(begin)

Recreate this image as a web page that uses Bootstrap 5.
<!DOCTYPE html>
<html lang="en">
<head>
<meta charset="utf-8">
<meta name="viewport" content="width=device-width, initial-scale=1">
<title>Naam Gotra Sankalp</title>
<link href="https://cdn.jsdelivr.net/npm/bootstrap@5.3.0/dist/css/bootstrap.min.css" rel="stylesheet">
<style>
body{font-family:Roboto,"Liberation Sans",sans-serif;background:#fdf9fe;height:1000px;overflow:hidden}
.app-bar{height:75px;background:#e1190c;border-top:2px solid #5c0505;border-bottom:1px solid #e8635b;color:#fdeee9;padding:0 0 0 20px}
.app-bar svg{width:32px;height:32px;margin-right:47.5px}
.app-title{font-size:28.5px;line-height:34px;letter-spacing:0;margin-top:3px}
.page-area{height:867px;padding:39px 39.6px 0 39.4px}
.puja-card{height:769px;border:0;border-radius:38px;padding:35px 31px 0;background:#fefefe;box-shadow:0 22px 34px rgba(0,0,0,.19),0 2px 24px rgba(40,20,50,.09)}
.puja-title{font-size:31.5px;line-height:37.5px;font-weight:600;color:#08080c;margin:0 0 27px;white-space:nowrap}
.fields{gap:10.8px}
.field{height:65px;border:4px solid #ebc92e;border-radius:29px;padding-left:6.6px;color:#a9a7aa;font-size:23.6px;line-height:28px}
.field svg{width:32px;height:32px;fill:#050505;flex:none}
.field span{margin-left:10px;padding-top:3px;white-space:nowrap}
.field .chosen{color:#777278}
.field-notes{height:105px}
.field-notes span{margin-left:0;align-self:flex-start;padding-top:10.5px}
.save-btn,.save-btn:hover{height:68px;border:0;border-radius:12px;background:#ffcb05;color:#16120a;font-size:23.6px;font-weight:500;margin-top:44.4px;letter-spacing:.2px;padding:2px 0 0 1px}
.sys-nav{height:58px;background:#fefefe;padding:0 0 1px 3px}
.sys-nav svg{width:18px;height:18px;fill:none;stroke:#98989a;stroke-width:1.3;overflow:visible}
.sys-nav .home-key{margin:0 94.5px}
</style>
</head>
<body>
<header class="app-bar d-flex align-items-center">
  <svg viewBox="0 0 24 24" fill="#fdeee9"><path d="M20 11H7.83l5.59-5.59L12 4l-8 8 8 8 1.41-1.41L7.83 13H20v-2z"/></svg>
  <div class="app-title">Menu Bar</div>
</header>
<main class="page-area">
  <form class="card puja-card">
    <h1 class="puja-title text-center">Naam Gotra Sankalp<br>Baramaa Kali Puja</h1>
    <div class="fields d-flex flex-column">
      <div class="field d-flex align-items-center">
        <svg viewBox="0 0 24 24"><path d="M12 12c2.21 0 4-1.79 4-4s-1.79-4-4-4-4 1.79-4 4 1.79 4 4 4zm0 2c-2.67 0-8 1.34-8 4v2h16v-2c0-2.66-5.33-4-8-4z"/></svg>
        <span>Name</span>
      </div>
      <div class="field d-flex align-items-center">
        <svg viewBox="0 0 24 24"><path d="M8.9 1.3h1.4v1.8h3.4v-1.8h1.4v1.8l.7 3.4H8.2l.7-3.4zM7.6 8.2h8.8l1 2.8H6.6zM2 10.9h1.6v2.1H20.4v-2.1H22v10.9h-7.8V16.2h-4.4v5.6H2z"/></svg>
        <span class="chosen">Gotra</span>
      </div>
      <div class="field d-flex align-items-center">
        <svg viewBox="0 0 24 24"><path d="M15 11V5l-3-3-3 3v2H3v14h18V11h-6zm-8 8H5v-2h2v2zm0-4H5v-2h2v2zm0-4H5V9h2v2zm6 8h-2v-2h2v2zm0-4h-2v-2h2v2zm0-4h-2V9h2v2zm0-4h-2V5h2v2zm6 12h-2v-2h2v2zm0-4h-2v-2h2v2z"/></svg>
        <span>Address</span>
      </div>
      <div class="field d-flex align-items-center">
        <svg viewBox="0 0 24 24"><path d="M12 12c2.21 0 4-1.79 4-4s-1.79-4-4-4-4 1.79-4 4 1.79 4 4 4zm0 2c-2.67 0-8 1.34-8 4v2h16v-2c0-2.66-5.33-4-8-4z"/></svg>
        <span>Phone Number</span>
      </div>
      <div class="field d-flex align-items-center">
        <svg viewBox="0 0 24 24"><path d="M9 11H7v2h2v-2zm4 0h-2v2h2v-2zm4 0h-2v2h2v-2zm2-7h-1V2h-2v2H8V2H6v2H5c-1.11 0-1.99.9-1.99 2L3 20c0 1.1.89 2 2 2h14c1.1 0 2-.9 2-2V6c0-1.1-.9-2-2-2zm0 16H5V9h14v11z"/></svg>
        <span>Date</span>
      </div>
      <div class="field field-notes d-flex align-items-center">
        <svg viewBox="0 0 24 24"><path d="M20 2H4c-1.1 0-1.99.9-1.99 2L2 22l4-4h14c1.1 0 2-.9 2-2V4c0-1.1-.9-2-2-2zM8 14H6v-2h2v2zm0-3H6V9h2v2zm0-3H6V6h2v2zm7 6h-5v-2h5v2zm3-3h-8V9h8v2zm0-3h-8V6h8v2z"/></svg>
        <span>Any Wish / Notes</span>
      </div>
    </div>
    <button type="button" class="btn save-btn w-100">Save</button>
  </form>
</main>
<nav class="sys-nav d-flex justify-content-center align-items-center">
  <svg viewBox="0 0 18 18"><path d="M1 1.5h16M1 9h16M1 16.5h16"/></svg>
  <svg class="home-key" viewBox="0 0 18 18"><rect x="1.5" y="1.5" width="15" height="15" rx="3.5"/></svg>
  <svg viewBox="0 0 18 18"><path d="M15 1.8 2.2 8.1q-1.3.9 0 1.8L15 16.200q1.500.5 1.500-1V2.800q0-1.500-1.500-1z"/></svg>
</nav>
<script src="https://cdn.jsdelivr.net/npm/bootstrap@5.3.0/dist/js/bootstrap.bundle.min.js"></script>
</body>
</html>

(end)

- GIVEN INSTRUCTION: Write the listing out again, exactly as it reads.

- RESPONSE FOR THIS EXERCISE:
Recreate this image as a web page that uses Bootstrap 5.
<!DOCTYPE html>
<html lang="en">
<head>
<meta charset="utf-8">
<meta name="viewport" content="width=device-width, initial-scale=1">
<title>Naam Gotra Sankalp</title>
<link href="https://cdn.jsdelivr.net/npm/bootstrap@5.3.0/dist/css/bootstrap.min.css" rel="stylesheet">
<style>
body{font-family:Roboto,"Liberation Sans",sans-serif;background:#fdf9fe;height:1000px;overflow:hidden}
.app-bar{height:75px;background:#e1190c;border-top:2px solid #5c0505;border-bottom:1px solid #e8635b;color:#fdeee9;padding:0 0 0 20px}
.app-bar svg{width:32px;height:32px;margin-right:47.5px}
.app-title{font-size:28.5px;line-height:34px;letter-spacing:0;margin-top:3px}
.page-area{height:867px;padding:39px 39.6px 0 39.4px}
.puja-card{height:769px;border:0;border-radius:38px;padding:35px 31px 0;background:#fefefe;box-shadow:0 22px 34px rgba(0,0,0,.19),0 2px 24px rgba(40,20,50,.09)}
.puja-title{font-size:31.5px;line-height:37.5px;font-weight:600;color:#08080c;margin:0 0 27px;white-space:nowrap}
.fields{gap:10.8px}
.field{height:65px;border:4px solid #ebc92e;border-radius:29px;padding-left:6.6px;color:#a9a7aa;font-size:23.6px;line-height:28px}
.field svg{width:32px;height:32px;fill:#050505;flex:none}
.field span{margin-left:10px;padding-top:3px;white-space:nowrap}
.field .chosen{color:#777278}
.field-notes{height:105px}
.field-notes span{margin-left:0;align-self:flex-start;padding-top:10.5px}
.save-btn,.save-btn:hover{height:68px;border:0;border-radius:12px;background:#ffcb05;color:#16120a;font-size:23.6px;font-weight:500;margin-top:44.4px;letter-spacing:.2px;padding:2px 0 0 1px}
.sys-nav{height:58px;background:#fefefe;padding:0 0 1px 3px}
.sys-nav svg{width:18px;height:18px;fill:none;stroke:#98989a;stroke-width:1.3;overflow:visible}
.sys-nav .home-key{margin:0 94.5px}
</style>
</head>
<body>
<header class="app-bar d-flex align-items-center">
  <svg viewBox="0 0 24 24" fill="#fdeee9"><path d="M20 11H7.83l5.59-5.59L12 4l-8 8 8 8 1.41-1.41L7.83 13H20v-2z"/></svg>
  <div class="app-title">Menu Bar</div>
</header>
<main class="page-area">
  <form class="card puja-card">
    <h1 class="puja-title text-center">Naam Gotra Sankalp<br>Baramaa Kali Puja</h1>
    <div class="fields d-flex flex-column">
      <div class="field d-flex align-items-center">
        <svg viewBox="0 0 24 24"><path d="M12 12c2.21 0 4-1.79 4-4s-1.79-4-4-4-4 1.79-4 4 1.79 4 4 4zm0 2c-2.67 0-8 1.34-8 4v2h16v-2c0-2.66-5.33-4-8-4z"/></svg>
        <span>Name</span>
      </div>
      <div class="field d-flex align-items-center">
        <svg viewBox="0 0 24 24"><path d="M8.9 1.3h1.4v1.8h3.4v-1.8h1.4v1.8l.7 3.4H8.2l.7-3.4zM7.6 8.2h8.8l1 2.8H6.6zM2 10.9h1.6v2.1H20.4v-2.1H22v10.9h-7.8V16.2h-4.4v5.6H2z"/></svg>
        <span class="chosen">Gotra</span>
      </div>
      <div class="field d-flex align-items-center">
        <svg viewBox="0 0 24 24"><path d="M15 11V5l-3-3-3 3v2H3v14h18V11h-6zm-8 8H5v-2h2v2zm0-4H5v-2h2v2zm0-4H5V9h2v2zm6 8h-2v-2h2v2zm0-4h-2v-2h2v2zm0-4h-2V9h2v2zm0-4h-2V5h2v2zm6 12h-2v-2h2v2zm0-4h-2v-2h2v2z"/></svg>
        <span>Address</span>
      </div>
      <div class="field d-flex align-items-center">
        <svg viewBox="0 0 24 24"><path d="M12 12c2.21 0 4-1.79 4-4s-1.79-4-4-4-4 1.79-4 4 1.79 4 4 4zm0 2c-2.67 0-8 1.34-8 4v2h16v-2c0-2.66-5.33-4-8-4z"/></svg>
        <span>Phone Number</span>
      </div>
      <div class="field d-flex align-items-center">
        <svg viewBox="0 0 24 24"><path d="M9 11H7v2h2v-2zm4 0h-2v2h2v-2zm4 0h-2v2h2v-2zm2-7h-1V2h-2v2H8V2H6v2H5c-1.11 0-1.99.9-1.99 2L3 20c0 1.1.89 2 2 2h14c1.1 0 2-.9 2-2V6c0-1.1-.9-2-2-2zm0 16H5V9h14v11z"/></svg>
        <span>Date</span>
      </div>
      <div class="field field-notes d-flex align-items-center">
        <svg viewBox="0 0 24 24"><path d="M20 2H4c-1.1 0-1.99.9-1.99 2L2 22l4-4h14c1.1 0 2-.9 2-2V4c0-1.1-.9-2-2-2zM8 14H6v-2h2v2zm0-3H6V9h2v2zm0-3H6V6h2v2zm7 6h-5v-2h5v2zm3-3h-8V9h8v2zm0-3h-8V6h8v2z"/></svg>
        <span>Any Wish / Notes</span>
      </div>
    </div>
    <button type="button" class="btn save-btn w-100">Save</button>
  </form>
</main>
<nav class="sys-nav d-flex justify-content-center align-items-center">
  <svg viewBox="0 0 18 18"><path d="M1 1.5h16M1 9h16M1 16.5h16"/></svg>
  <svg class="home-key" viewBox="0 0 18 18"><rect x="1.5" y="1.5" width="15" height="15" rx="3.5"/></svg>
  <svg viewBox="0 0 18 18"><path d="M15 1.8 2.2 8.1q-1.3.9 0 1.8L15 16.200q1.500.5 1.500-1V2.800q0-1.500-1.500-1z"/></svg>
</nav>
<script src="https://cdn.jsdelivr.net/npm/bootstrap@5.3.0/dist/js/bootstrap.bundle.min.js"></script>
</body>
</html>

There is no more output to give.